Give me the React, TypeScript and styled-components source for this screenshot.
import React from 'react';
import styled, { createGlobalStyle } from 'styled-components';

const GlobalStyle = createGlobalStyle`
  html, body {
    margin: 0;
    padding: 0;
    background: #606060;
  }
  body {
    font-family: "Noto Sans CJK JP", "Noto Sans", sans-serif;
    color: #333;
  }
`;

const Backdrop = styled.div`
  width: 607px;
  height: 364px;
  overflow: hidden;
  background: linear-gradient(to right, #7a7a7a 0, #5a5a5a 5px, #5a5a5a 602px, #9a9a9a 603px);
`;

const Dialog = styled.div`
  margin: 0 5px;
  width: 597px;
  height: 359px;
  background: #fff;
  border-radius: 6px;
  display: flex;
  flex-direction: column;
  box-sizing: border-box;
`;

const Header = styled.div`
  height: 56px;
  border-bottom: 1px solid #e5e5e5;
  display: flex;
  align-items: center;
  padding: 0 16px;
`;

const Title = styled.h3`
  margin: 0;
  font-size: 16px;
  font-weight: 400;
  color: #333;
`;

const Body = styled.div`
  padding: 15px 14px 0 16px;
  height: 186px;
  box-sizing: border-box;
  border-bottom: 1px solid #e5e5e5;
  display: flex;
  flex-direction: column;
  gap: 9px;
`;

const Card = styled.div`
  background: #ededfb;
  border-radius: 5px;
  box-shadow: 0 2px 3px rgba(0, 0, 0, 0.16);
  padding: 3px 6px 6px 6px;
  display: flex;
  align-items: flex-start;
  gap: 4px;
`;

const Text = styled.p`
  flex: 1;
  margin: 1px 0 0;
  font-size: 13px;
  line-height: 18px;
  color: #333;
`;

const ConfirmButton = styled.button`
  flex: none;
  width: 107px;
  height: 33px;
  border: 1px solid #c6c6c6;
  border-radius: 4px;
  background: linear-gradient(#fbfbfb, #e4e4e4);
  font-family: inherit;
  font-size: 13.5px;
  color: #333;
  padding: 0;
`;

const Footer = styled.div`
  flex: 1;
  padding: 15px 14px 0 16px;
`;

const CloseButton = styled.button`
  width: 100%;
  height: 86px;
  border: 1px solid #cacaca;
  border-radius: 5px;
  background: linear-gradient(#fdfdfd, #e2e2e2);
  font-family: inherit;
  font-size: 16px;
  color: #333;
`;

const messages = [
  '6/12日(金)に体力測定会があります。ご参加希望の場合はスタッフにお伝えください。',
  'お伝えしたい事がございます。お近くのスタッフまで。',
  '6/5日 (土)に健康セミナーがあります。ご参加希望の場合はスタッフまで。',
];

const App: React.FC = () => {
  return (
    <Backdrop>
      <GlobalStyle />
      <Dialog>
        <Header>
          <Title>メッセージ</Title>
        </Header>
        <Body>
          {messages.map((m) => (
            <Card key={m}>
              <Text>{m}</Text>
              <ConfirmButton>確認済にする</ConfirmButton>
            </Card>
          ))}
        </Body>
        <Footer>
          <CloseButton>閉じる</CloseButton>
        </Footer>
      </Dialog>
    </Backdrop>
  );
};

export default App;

++++++

**Work to do:** Take every line from the data that contains the word "components".

**Right answer:**
Give me the React, TypeScript and styled-components source for this screenshot.
import styled, { createGlobalStyle } from 'styled-components';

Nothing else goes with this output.